Ray Mansfield

No. 77, 73, 56
- Positions: Center, Defensive tackle, Linebacker

Personal information
- Born: January 21, 1941 Bakersfield, California, U.S.
- Died: November 3, 1996 (aged 55) Grand Canyon, Arizona, U.S.
- Listed height: 6 ft 3 in (1.91 m)
- Listed weight: 250 lb (113 kg)

Career information
- High school: Kennewick (Kennewick, Washington)
- College: Washington
- NFL draft: 1963: 2nd round, 18th overall pick
- AFL draft: 1963: 5th round, 37th overall pick

Career history
- Philadelphia Eagles (1963); Pittsburgh Steelers (1964–1976);

Awards and highlights
- 2× Super Bowl champion (IX, X); 2× Second-team All-Pro (1972, 1975); Pittsburgh Steelers Hall of Honor; Second-team All-American (1962); First-team All-PCC (1962); Second-team All-PCC (1961);

Career NFL statistics
- Games played: 196
- Games started: 111
- Fumble recoveries: 9
- Stats at Pro Football Reference

= Ray Mansfield =

American football player (1941–1996)

Burt James Ray Mansfield (January 21, 1941 - November 3, 1996), nicknamed "Ranger", was an American professional football player who was a center in the National Football League (NFL) for the Philadelphia Eagles and Pittsburgh Steelers. He played college football for the Washington Huskies.

==Early life==
Born in Bakersfield, California, Mansfield grew up in Kennewick, Washington, and graduated from Kennewick High School in 1959. He played college football at the University of Washington in Seattle under head coach Jim Owens. During his sophomore season in 1960, the Huskies won the Rose Bowl 17–7 over top-ranked Minnesota. After his senior season in 1962, he participated in the East-West Shrine Game.
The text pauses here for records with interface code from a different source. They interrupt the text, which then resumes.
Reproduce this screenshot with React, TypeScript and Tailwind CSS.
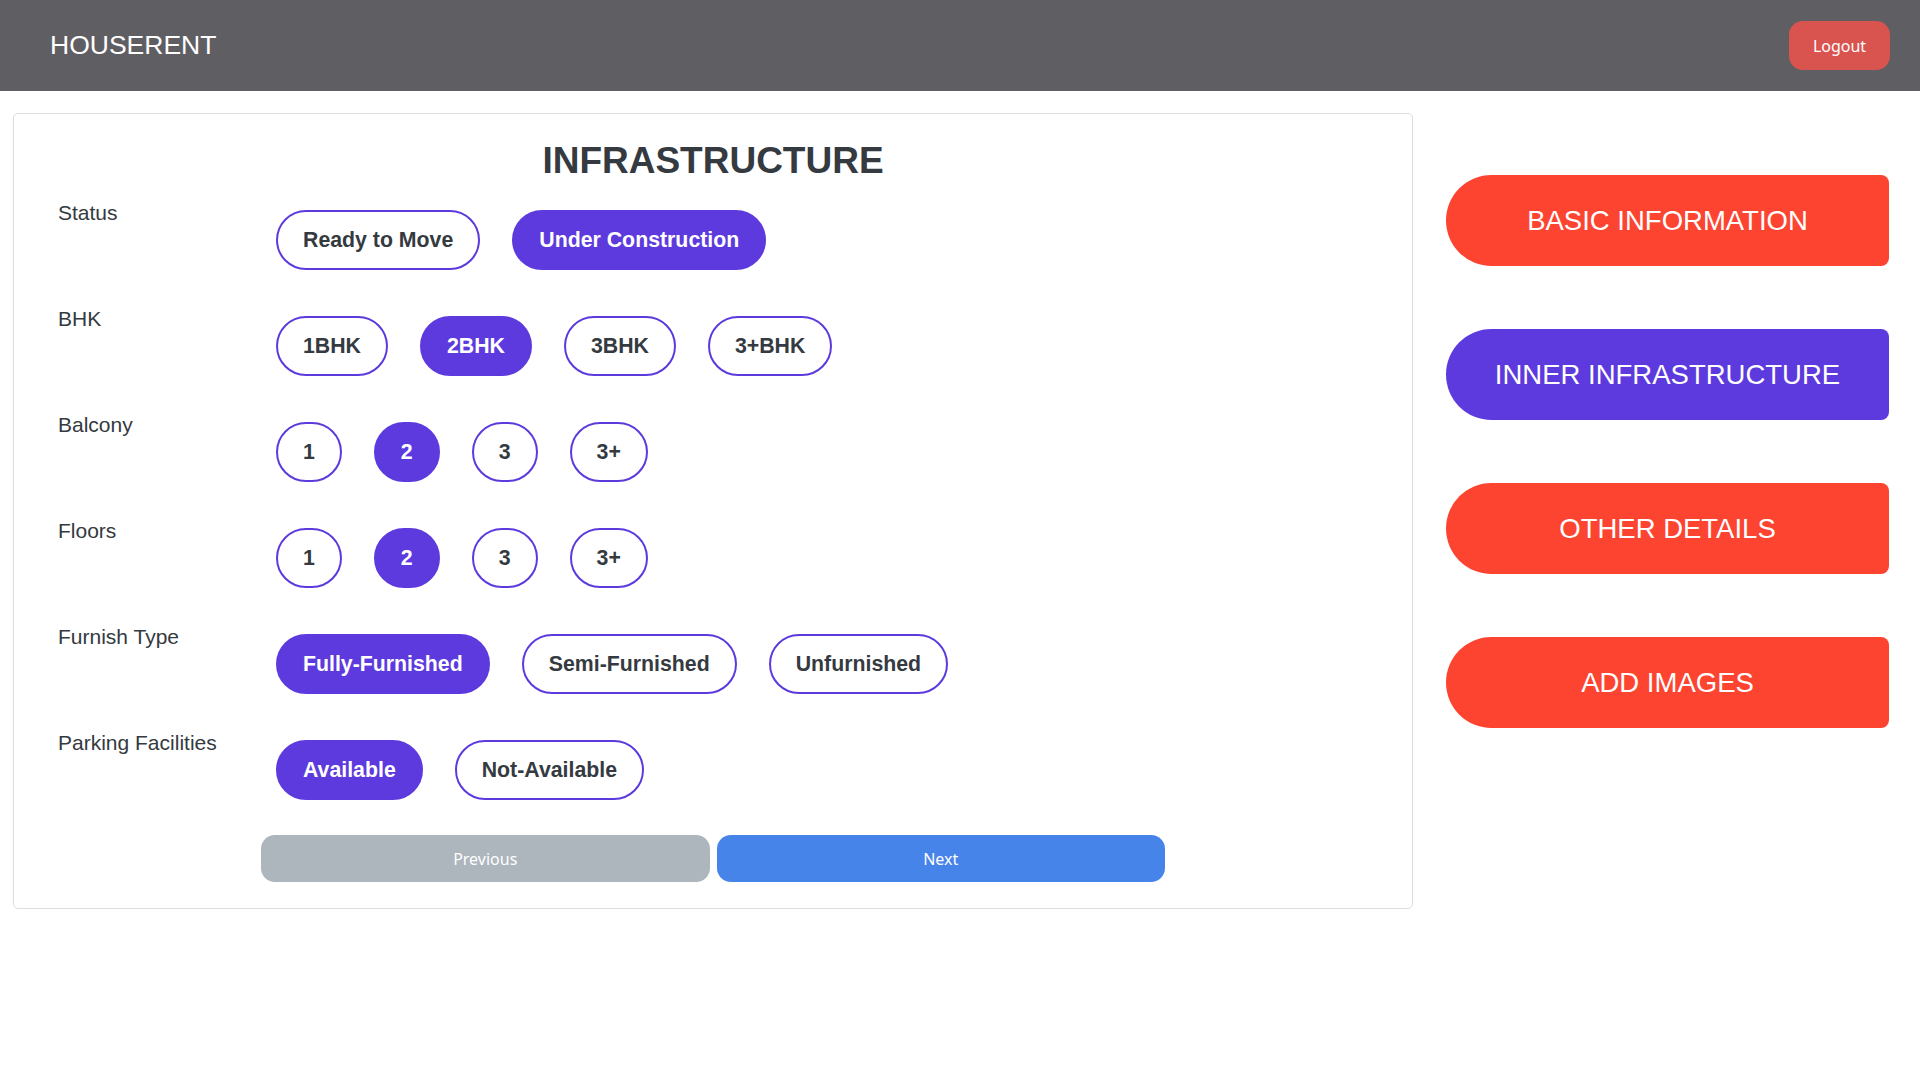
import React from "react";

const PURPLE_ACTIVE = "bg-[#5d3ade] text-white";
const PURPLE_IDLE = "bg-white text-[#343a40]";

function Opt({ label, active }: { label: string; active?: boolean }) {
  return (
    <button
      className={
        "h-[60px] px-[25px] rounded-full border-2 border-[#5d3ade] text-[21.3px] font-bold leading-[24px] whitespace-nowrap " +
        (active ? PURPLE_ACTIVE : PURPLE_IDLE)
      }
    >
      {label}
    </button>
  );
}

function Row({ label, options, active }: { label: string; options: string[]; active: number }) {
  return (
    <div className="flex items-start">
      <div className="w-[218px] shrink-0 text-[21px] leading-[24px] text-[#343a40]">{label}</div>
      <div className="flex gap-[32px] pt-[9px]">
        {options.map((o, i) => (
          <Opt key={o} label={o} active={i === active} />
        ))}
      </div>
    </div>
  );
}

function SideBtn({ label, active }: { label: string; active?: boolean }) {
  return (
    <button
      className={
        "h-[91px] w-[443px] rounded-l-[46px] rounded-r-[8px] text-[27.5px] text-white leading-none " +
        (active ? "bg-[#5d3ade]" : "bg-[#fd4431]")
      }
    >
      {label}
    </button>
  );
}

export default function App() {
  return (
    <div className="min-h-screen bg-white font-['Liberation_Sans',Arial,sans-serif]">
      <header className="h-[91px] bg-[#5f5e63] flex items-center justify-between pl-[50px] pr-[30px]">
        <div className="text-white text-[26.5px] leading-none">HOUSERENT</div>
        <button className="h-[49px] w-[101px] rounded-[14px] bg-[#d9534f] text-white text-[16px] font-['Noto_Sans',sans-serif]">
          Logout
        </button>
      </header>

      <div className="flex items-start">
        <div className="ml-[13px] mt-[22px] w-[1400px] border border-[#dedede] rounded-[5px] pt-[24px] pb-[26px] px-[44px]">
          <h1 className="text-center text-[37px] leading-[46px] font-bold text-[#343a40] mb-[17px]">
            INFRASTRUCTURE
          </h1>
          <div className="flex flex-col gap-[37px]">
            <Row label="Status" options={["Ready to Move", "Under Construction"]} active={1} />
            <Row label="BHK" options={["1BHK", "2BHK", "3BHK", "3+BHK"]} active={1} />
            <Row label="Balcony" options={["1", "2", "3", "3+"]} active={1} />
            <Row label="Floors" options={["1", "2", "3", "3+"]} active={1} />
            <Row label="Furnish Type" options={["Fully-Furnished", "Semi-Furnished", "Unfurnished"]} active={0} />
            <Row label="Parking Facilities" options={["Available", "Not-Available"]} active={0} />
          </div>
          <div className="mt-[35px] mx-auto w-[904px] flex gap-[7px] font-['Noto_Sans',sans-serif]">
            <button className="flex-1 h-[47px] rounded-[14px] bg-[#adb5bd] text-white text-[16px]">Previous</button>
            <button className="flex-1 h-[47px] rounded-[14px] bg-[#4784ea] text-white text-[16px]">Next</button>
          </div>
        </div>

        <div className="ml-[33px] pt-[84px] flex flex-col gap-[63px]">
          <SideBtn label="BASIC INFORMATION" />
          <SideBtn label="INNER INFRASTRUCTURE" active />
          <SideBtn label="OTHER DETAILS" />
          <SideBtn label="ADD IMAGES" />
        </div>
      </div>
    </div>
  );
}
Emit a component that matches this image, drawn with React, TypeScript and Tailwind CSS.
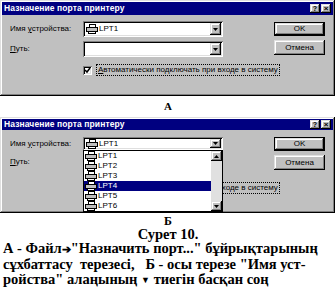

Mansfield is a member of the UW Athletic Hall of Fame.

==Playing career==
Mansfield was the 18th overall selection in the 1963 NFL draft, taken by the Eagles in the second round, and played for them for one season. He was also selected in the AFL draft, in the fifth round by the Denver Broncos.

Mansfield moved to the Steelers in 1964 and played left defensive tackle for two years. He switched to offense and was their starting center for a decade, from 1966 until 1976, and was a key member of the Steelers' Super Bowl-winning teams of the 1974 and 1975 seasons. In his last season as a Steeler, he kicked the extra point on the Steelers' final touchdown in a playoff game at Baltimore, after Roy Gerela pulled a groin muscle. Mansfield was also a placekicker in college and for three college all-star teams.

Mansfield played in 182 consecutive games, and was succeeded at center by Mike Webster.

"Ray was a special person," former Steeler coach Chuck Noll said. "He was one of the guys who was a Steeler when I arrived in 1969, and he was great in the locker room. He was a guy that everybody rallied around. He always had a certain amount of levity, but he was a tremendous football player."

==After football==
He retired from pro football in July 1977, and went on to a successful career as an insurance broker in the Pittsburgh area, previously his off-season job.

==Death==
Known by his Steeler teammates as "Ranger" for his love of the outdoors, Mansfield died at age 55 from a heart attack while hiking with his son in the Grand Canyon in Arizona in November 1996. He was buried at Desert Lawn Memorial Park in his hometown of Kennewick.